Camaro5 Chevy Camaro Forum / Camaro ZL1, SS and V6 Forums - Camaro5.com
 
Rick@Livernois
Go Back   Camaro5 Chevy Camaro Forum / Camaro ZL1, SS and V6 Forums - Camaro5.com > Engine | Drivetrain | Powertrain Technical Discussions > Mechanical Maintenance: Break-in / Oil & Fluids / Servicing

Mechanical Maintenance: Break-in / Oil & Fluids / Servicing Discussions on mechanical maintenance and servicing of your Camaro

Reply
 
Thread Tools
Old 09-13-2009, 12:03 PM   #1
alwayson
 
Drives: Ford Taurus
Join Date: Sep 2009
Location: PA
Posts: 6
Exclamation Correct Break In Procedure

I edited this post, because people misunderstood some of my key points.

1) Do not excessively rev engine until 30 minutes of drive time in winter. It takes 30 minutes for the oil to reach the proper viscosity in winter. Much less during summer. Much less if you are using 0w20 synthetic.

2) While DRIVING ON THE ROAD, rev away through the entire RPM range, up and down, up and down, up and down. Redline it, and come back down to 0, and then slowly go back up to redline. As long as step 1 has been completed, you cannot damage your engine. Plus you really NEED to do this for proper break in.

3) When you decide to change the oil for the first time, the oil must be HOT for the metal filings to come out. So what you need to do is get the oil hot, and then also let it settle down for 10 minutes or so. Then immediately change it.

Last edited by alwayson; 09-14-2009 at 06:39 PM.
alwayson is offline   Reply With Quote
Old 09-13-2009, 12:06 PM   #2
alwayson
 
Drives: Ford Taurus
Join Date: Sep 2009
Location: PA
Posts: 6
Thus in theory, a LONG road trip with the 30 minute warmup in the beginning, followed by constantly varying rev range, and concluded by an oil change at the destination after the oil settles down (yet still hot), would be the ultimate.

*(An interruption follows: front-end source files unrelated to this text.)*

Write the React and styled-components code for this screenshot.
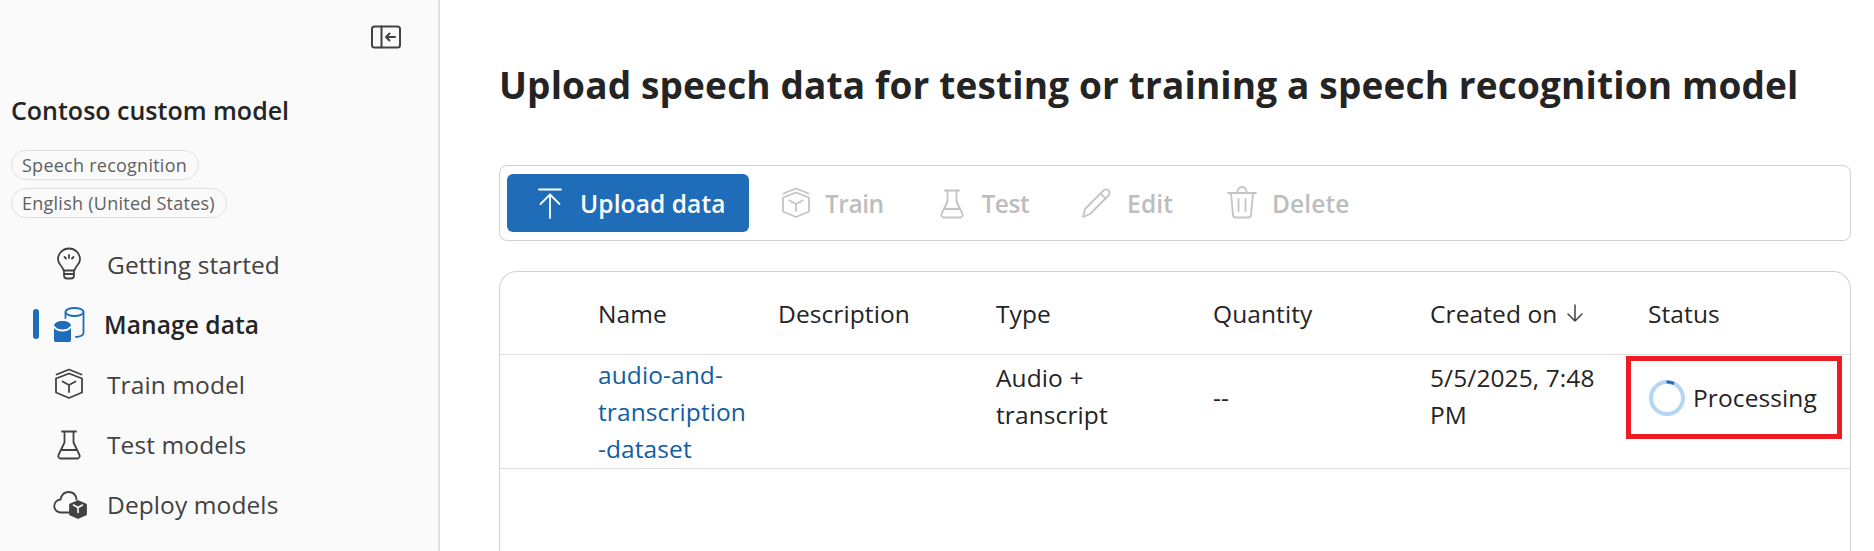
import styled, { createGlobalStyle } from 'styled-components';

const GlobalStyle = createGlobalStyle`
  html, body {
    margin: 0;
    height: 551px;
    overflow: hidden;
    background: #fff;
    font-family: 'Open Sans', 'Noto Sans', 'Liberation Sans', sans-serif;
    color: #242424;
  }
`;

const Page = styled.div`
  display: flex;
  width: 1874px;
  height: 551px;
  overflow: hidden;
`;

const Sidebar = styled.aside`
  box-sizing: border-box;
  flex: 0 0 440px;
  height: 551px;
  padding: 25px 0 0 11px;
  background: #fafafa;
  border-right: 2px solid #e0e0e0;
`;

const CollapseRow = styled.div`
  display: flex;
  justify-content: flex-end;
  padding-right: 37px;
  height: 28px;
`;

const ModelName = styled.h2`
  margin: 41px 0 0;
  font-size: 25px;
  line-height: 32px;
  font-weight: 600;
  color: #242424;
`;

const Chips = styled.div`
  display: flex;
  flex-direction: column;
  align-items: flex-start;
  gap: 8px;
  margin-top: 24px;
`;

const Chip = styled.span`
  box-sizing: border-box;
  height: 30px;
  padding: 0 11px 0 10px;
  display: flex;
  align-items: center;
  border: 1px solid #e0e0e0;
  border-radius: 15px;
  font-size: 18px;
  letter-spacing: 0.25px;
  font-weight: 500;
  color: #616161;
`;

const Nav = styled.nav`
  display: flex;
  flex-direction: column;
  margin-top: 16px;
`;

const NavRow = styled.div`
  position: relative;
  display: flex;
  align-items: center;
  height: 60px;
  padding-left: 41px;
  margin-left: -1px;
  gap: ${(p) => (p.$active ? '17px' : '20px')};
  font-size: 24.5px;
  letter-spacing: 0.1px;
  font-weight: ${(p) => (p.$active ? 600 : 400)};
  color: ${(p) => (p.$active ? '#242424' : '#424242')};

  &::before {
    content: '';
    display: ${(p) => (p.$active ? 'block' : 'none')};
    position: absolute;
    left: 23px;
    top: 15px;
    width: 6px;
    height: 30px;
    border-radius: 3px;
    background: #1f6cb9;
  }
`;

const Main = styled.main`
  flex: 1;
  padding: 0 23px 0 59px;
  min-width: 0;
`;

const Title = styled.h1`
  margin: 60px 0 0;
  font-size: 37px;
  line-height: 50px;
  font-weight: 700;
  letter-spacing: 0.15px;
  white-space: nowrap;
  color: #242424;
`;

const Toolbar = styled.div`
  box-sizing: border-box;
  display: flex;
  align-items: center;
  height: 76px;
  margin-top: 55px;
  padding-left: 7px;
  border: 1px solid #d1d1d1;
  border-radius: 8px;
`;

const PrimaryButton = styled.div`
  display: flex;
  align-items: center;
  gap: 12px;
  box-sizing: border-box;
  width: 242px;
  height: 58px;
  padding-left: 25px;
  border-radius: 6px;
  background: #1f6cb9;
  color: #fff;
  font-size: 24.5px;
  letter-spacing: 0.1px;
  font-weight: 600;
`;

const ToolButton = styled.div`
  display: flex;
  align-items: center;
  gap: ${(p) => p.$gap}px;
  margin-left: ${(p) => p.$offset}px;
  color: #bdbdbd;
  font-size: 24.5px;
  letter-spacing: ${(p) => p.$tracking || 0.1}px;
  font-weight: 600;
`;

const TableCard = styled.section`
  box-sizing: border-box;
  height: 320px;
  margin-top: 30px;
  border: 1px solid #d1d1d1;
  border-bottom: 0;
  border-radius: 18px 18px 0 0;
`;

const Row = styled.div`
  display: grid;
  grid-template-columns: 98px 180px 218px 217px 217px 218px 1fr;
  box-sizing: border-box;
  height: ${(p) => p.$height}px;
  border-bottom: 1px solid #e0e0e0;
  font-size: 24.5px;
  line-height: 37px;
  letter-spacing: 0.1px;
`;

const HeaderCell = styled.div`
  grid-column: ${(p) => p.$col};
  display: flex;
  align-items: center;
  gap: 9px;
  color: #242424;
  white-space: nowrap;
`;

const Cell = styled.div`
  grid-column: ${(p) => p.$col};
  padding-top: ${(p) => p.$top}px;
  color: #242424;
  white-space: pre-line;
`;

const CenteredCell = styled.div`
  grid-column: ${(p) => p.$col};
  display: flex;
  align-items: center;
  gap: 7px;
  height: 85px;
  white-space: nowrap;
`;

const NameLink = styled.a`
  color: #115ea3;
  text-decoration: none;
`;

const StatusHighlight = styled.div`
  position: absolute;
  left: 1626px;
  top: 356px;
  width: 216px;
  height: 83px;
  box-sizing: border-box;
  border: 5px solid #ed1c24;
`;

const Icon = ({ color = 'currentColor', children }) => (
  <svg width="36" height="36" viewBox="0 0 36 36" fill="none" stroke={color} strokeWidth="1.8" strokeLinecap="round" strokeLinejoin="round" style={{ flex: 'none' }}>
    {children}
  </svg>
);

const BulbIcon = ({ color }) => (
  <Icon color={color}>
    <path d="M12.5 24.5C12 20 7 18.5 7 13.500a11 11 0 0 1 22 0c0 5-5 6.500-5.500 11z" />
    <path d="M13 24.500v5a3 3 0 0 0 3 3h4a3 3 0 0 0 3-3v-5M13 28h10" />
    <path d="M18 9v3M13.500 11l1.500 1.500M22.500 11L21 12.500" />
  </Icon>
);

const DataIcon = () => (
  <Icon color="#1f6cb9">
    <ellipse cx="23.500" cy="6" rx="9" ry="4" />
    <path d="M14.500 6v6M32.500 6v21c0 2-3 3.500-7.500 4" />
    <path d="M3 20c0-3 3.500-5 8.500-5s8.500 2 8.500 5v14c0 2.500-3.500 4-8.500 4S3 36.500 3 34z" fill="#1f6cb9" stroke="none" />
    <path d="M3.500 21c1.500 2.500 5 3.500 8 3.500s6.500-1 8-3.500" stroke="#fafafa" />
  </Icon>
);

const CubeIcon = ({ color }) => (
  <Icon color={color}>
    <path d="M5 12.500L18 7.500l13 5v14L18 32 5 26.500z" />
    <path d="M5.500 8.500L18 3.500l12.500 5" />
    <path d="M11.500 15.500L18 19l6.500-3.500M18 19v7" />
  </Icon>
);

const FlaskIcon = ({ color }) => (
  <Icon color={color}>
    <path d="M11 5.500h14M13.500 5.500v11L7.500 29a2.500 2.500 0 0 0 2.300 3.500h16.400a2.500 2.500 0 0 0 2.300-3.500l-6-12.500v-11" />
    <path d="M10.500 24h15" />
  </Icon>
);

const CloudIcon = () => (
  <Icon>
    <path d="M18 26.500H10a6.500 6.500 0 0 1-.5-13c1-4.500 4-7.500 8-7.500 4.500 0 7.500 3 8 7.500" />
    <path d="M27 15l8 3.500v10L27 32l-8-3.500v-10z" fill="#424242" stroke="#424242" />
    <path d="M22.500 19l4.500 2.500 4.500-2.500M27 21.500v5" stroke="#fafafa" strokeWidth="1.600" />
  </Icon>
);

const UploadIcon = () => (
  <Icon color="#fff">
    <path d="M7 4.500h22M18 33V9.500M8.500 19L18 9.500l9.500 9.500" />
  </Icon>
);

const PencilIcon = ({ color }) => (
  <Icon color={color}>
    <path d="M5 32l2-8L25.500 5.500a3.500 3.500 0 0 1 5 5L12 29z" />
    <path d="M22.500 8.500l5 5" />
  </Icon>
);

const TrashIcon = ({ color }) => (
  <Icon color={color}>
    <path d="M4 8h28M13.500 8V6.500a4.500 4.500 0 0 1 9 0V8" />
    <path d="M7 8l2 22a3 3 0 0 0 3 2.500h12a3 3 0 0 0 3-2.500l2-22" />
    <path d="M14.500 14v12M21.500 14v12" />
  </Icon>
);

const CollapseIcon = () => (
  <svg width="30" height="24" viewBox="0 0 30 24" fill="none" stroke="#424242" strokeWidth="2" strokeLinecap="round" strokeLinejoin="round">
    <rect x="1" y="1.500" width="28" height="21" rx="2.500" />
    <path d="M10.500 1.500v21" />
    <path d="M24 12h-9M18.500 8.500L15 12l3.500 3.500" />
  </svg>
);

const SortArrow = () => (
  <svg width="18" height="20" viewBox="0 0 18 20" fill="none" stroke="#424242" strokeWidth="1.500" strokeLinecap="round" strokeLinejoin="round">
    <path d="M9 2v16M2 11l7 7 7-7" />
  </svg>
);

const Spinner = () => (
  <svg width="38" height="38" viewBox="0 0 38 38" fill="none" style={{ flex: 'none' }}>
    <circle cx="19" cy="19" r="16" stroke="#b5d5f5" strokeWidth="4" />
    <path d="M18.500 3a16 16 0 0 1 7.500 1.600" stroke="#1f6cb9" strokeWidth="3" />
  </svg>
);

const navItems = [
  { label: 'Getting started', icon: <BulbIcon color="#424242" /> },
  { label: 'Manage data', icon: <DataIcon />, active: true },
  { label: 'Train model', icon: <CubeIcon color="#424242" /> },
  { label: 'Test models', icon: <FlaskIcon color="#424242" /> },
  { label: 'Deploy models', icon: <CloudIcon /> },
];

const headers = ['Name', 'Description', 'Type', 'Quantity', 'Created on', 'Status'];

export default function App() {
  return (
    <Page>
      <GlobalStyle />
      <Sidebar>
        <CollapseRow>
          <CollapseIcon />
        </CollapseRow>
        <ModelName>Contoso custom model</ModelName>
        <Chips>
          <Chip>Speech recognition</Chip>
          <Chip>English (United States)</Chip>
        </Chips>
        <Nav>
          {navItems.map((item) => (
            <NavRow key={item.label} $active={item.active}>
              {item.icon}
              {item.label}
            </NavRow>
          ))}
        </Nav>
      </Sidebar>
      <Main>
        <Title>Upload speech data for testing or training a speech recognition model</Title>
        <Toolbar>
          <PrimaryButton>
            <UploadIcon />
            Upload data
          </PrimaryButton>
          <ToolButton $offset={29} $gap={11} $tracking={-0.5}>
            <CubeIcon color="#c4c4c4" />
            Train
          </ToolButton>
          <ToolButton $offset={50} $gap={12} $tracking={-0.5}>
            <FlaskIcon color="#c4c4c4" />
            Test
          </ToolButton>
          <ToolButton $offset={49} $gap={13}>
            <PencilIcon color="#c4c4c4" />
            Edit
          </ToolButton>
          <ToolButton $offset={51} $gap={12}>
            <TrashIcon color="#c4c4c4" />
            Delete
          </ToolButton>
        </Toolbar>
        <TableCard>
          <Row $height={83}>
            {headers.map((h, i) => (
              <HeaderCell key={h} $col={i + 2}>
                {h}
                {h === 'Created on' && <SortArrow />}
              </HeaderCell>
            ))}
          </Row>
          <Row $height={114}>
            <Cell $col={2} $top={1}>
              <NameLink>{'audio-and-\ntranscription\n-dataset'}</NameLink>
            </Cell>
            <Cell $col={4} $top={4}>{'Audio +\ntranscript'}</Cell>
            <CenteredCell $col={5}>--</CenteredCell>
            <Cell $col={6} $top={4}>{'5/5/2025, 7:48\nPM'}</Cell>
            <CenteredCell $col={7}>
              <Spinner />
              Processing
            </CenteredCell>
          </Row>
        </TableCard>
      </Main>
      <StatusHighlight />
    </Page>
  );
}
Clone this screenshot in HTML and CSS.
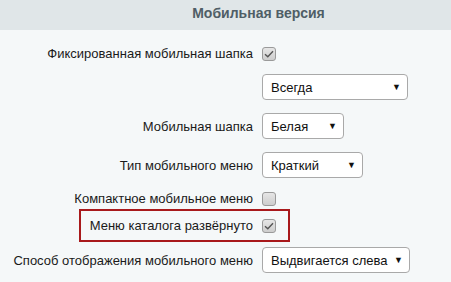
FILE: index.html
```html
<!DOCTYPE html>
<html lang="ru">
<head>
    <meta charset="UTF-8">
    <meta name="viewport" content="width=device-width, initial-scale=1.0">
    <title>Мобильная версия</title>
    <link rel="stylesheet" href="styles.css">
</head>
<body>

<div class="panel">
    <div class="panel-title">Мобильная версия</div>

    <div class="options">
        <div class="row row-first">
            <div class="label">Фиксированная мобильная шапка</div>
            <div class="control">
                <span class="checkbox checked">
                    <svg width="10" height="8" viewBox="0 0 10 8"><path d="M1 4.2 L3.8 6.8 L9 1.2" fill="none" stroke="#555" stroke-width="1.4"/></svg>
                </span>
            </div>
        </div>

        <div class="row">
            <div class="label"></div>
            <div class="control">
                <div class="select select-always"><span>Всегда</span><span class="arrow">▼</span></div>
            </div>
        </div>

        <div class="row">
            <div class="label">Мобильная шапка</div>
            <div class="control">
                <div class="select select-color"><span>Белая</span><span class="arrow">▼</span></div>
            </div>
        </div>

        <div class="row">
            <div class="label">Тип мобильного меню</div>
            <div class="control">
                <div class="select select-type"><span>Краткий</span><span class="arrow">▼</span></div>
            </div>
        </div>

        <div class="row">
            <div class="label">Компактное мобильное меню</div>
            <div class="control">
                <span class="checkbox"></span>
            </div>
        </div>

        <!-- выделенная опция -->
        <div class="row row-marked">
            <div class="marked">
                <div class="label">Меню каталога развёрнуто</div>
                <div class="control">
                    <span class="checkbox checked">
                        <svg width="10" height="8" viewBox="0 0 10 8"><path d="M1 4.2 L3.8 6.8 L9 1.2" fill="none" stroke="#555" stroke-width="1.4"/></svg>
                    </span>
                </div>
            </div>
        </div>

        <div class="row row-last">
            <div class="label">Способ отображения мобильного меню</div>
            <div class="control">
                <div class="select select-way"><span>Выдвигается слева</span><span class="arrow">▼</span></div>
            </div>
        </div>
    </div>
</div>

</body>
</html>
```

FILE: styles.css
```css
body {
    margin: 0;
    font-family: Arial, "Liberation Sans", sans-serif;
    background-color: #f5f8f9;
    color: #1a1a1a;
}
.panel {
    width: 451px;
    height: 282px;
    background-color: #f5f8f9;
}
.panel-title {
    height: 30px;
    line-height: 26px;
    padding-left: 66px;
    text-align: center;
    font-size: 14px;
    font-weight: bold;
    color: #4f5e66;
    background-color: #e0e6e8;
}
.options {
    padding-top: 16px;
}
.row {
    display: flex;
    align-items: center;
    margin-top: 13px;
    font-size: 13px;
}
.row-first {
    margin-top: 0;
}
.row-marked {
    margin-top: 3px;
}
.row-last {
    margin-top: 5px;
}
.label {
    width: 253px;
    text-align: right;
    white-space: nowrap;
}
.control {
    display: flex;
    align-items: center;
    padding-left: 9px;
}
.marked {
    display: flex;
    align-items: center;
    margin-left: 79px;
    width: 207px;
    height: 29px;
    border: 2px solid #a8191c;
}
.marked .label {
    width: 172px;
}
.checkbox {
    display: flex;
    align-items: center;
    justify-content: center;
    box-sizing: border-box;
    width: 14px;
    height: 14px;
    border: 1px solid #9a9a9a;
    border-radius: 3px;
    background: linear-gradient(#e6e6e6, #cdcdcd);
}
.select {
    display: flex;
    align-items: center;
    justify-content: space-between;
    box-sizing: border-box;
    height: 26px;
    padding: 0 6px 0 8px;
    border: 1px solid #a9a9a9;
    border-radius: 4px;
    background-color: #ffffff;
    font-size: 13px;
    color: #111;
}
.arrow {
    font-size: 9px;
    color: #111;
}
.select-always {
    width: 146px;
}
.select-color {
    width: 82px;
}
.select-type {
    width: 101px;
}
.select-way {
    width: 148px;
}
```
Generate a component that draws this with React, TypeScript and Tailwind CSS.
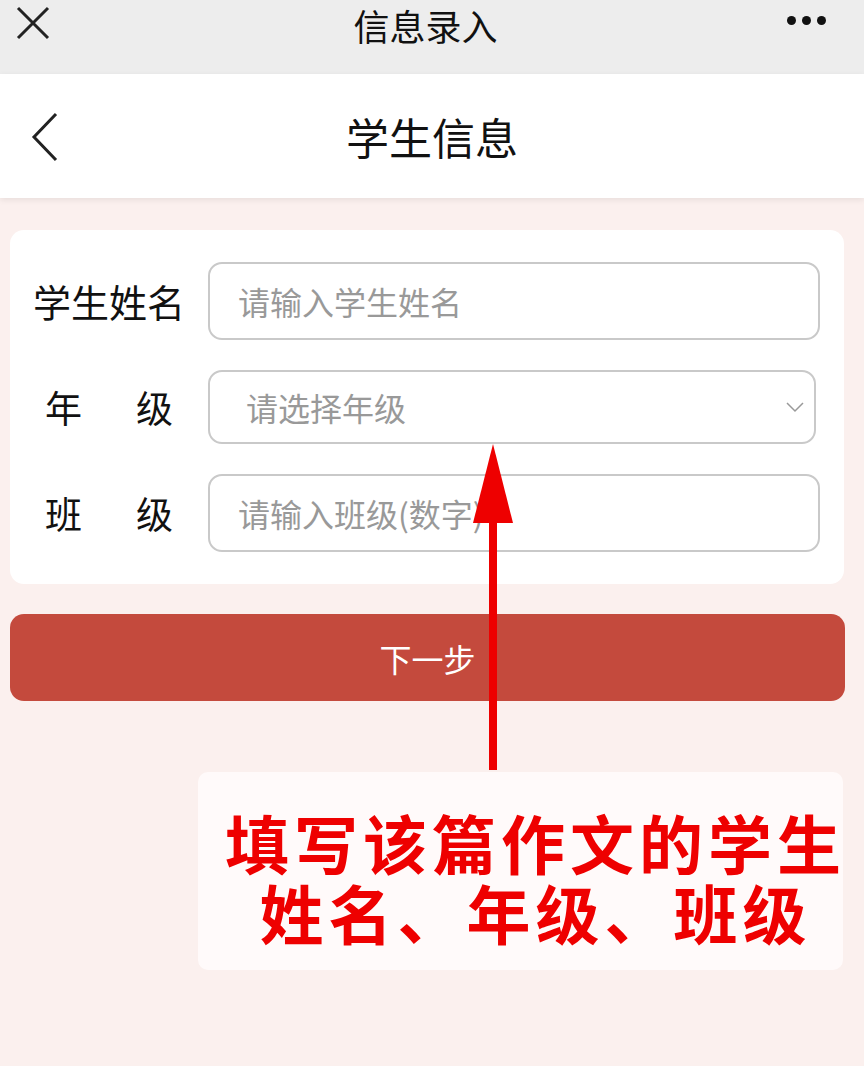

Last edited by alwayson; 09-13-2009 at 12:43 PM.
alwayson is offline   Reply With Quote
Old 09-13-2009, 09:37 PM   #3
Darin Morgan
Reher Morrison Racing
 
Darin Morgan's Avatar
 
Drives: Inferno Orange SS/RS
Join Date: Jul 2009
Location: Arlington TEXAS
Posts: 250
Student ?

Quote:
Originally Posted by alwayson View Post
I have been a student of break in and oil for some time.

1) Do not rev engine until 30 minutes. It takes 30 minutes for the oil to reach the proper viscosity.

2) Rev away through the entire RPM range, up and down, up and down, up and down. Redline it, and come back down to 0, and then slowly go back up to redline. As long as step 1 has been completed, you cannot damage your engine. Plus you really NEED to do this for proper break in.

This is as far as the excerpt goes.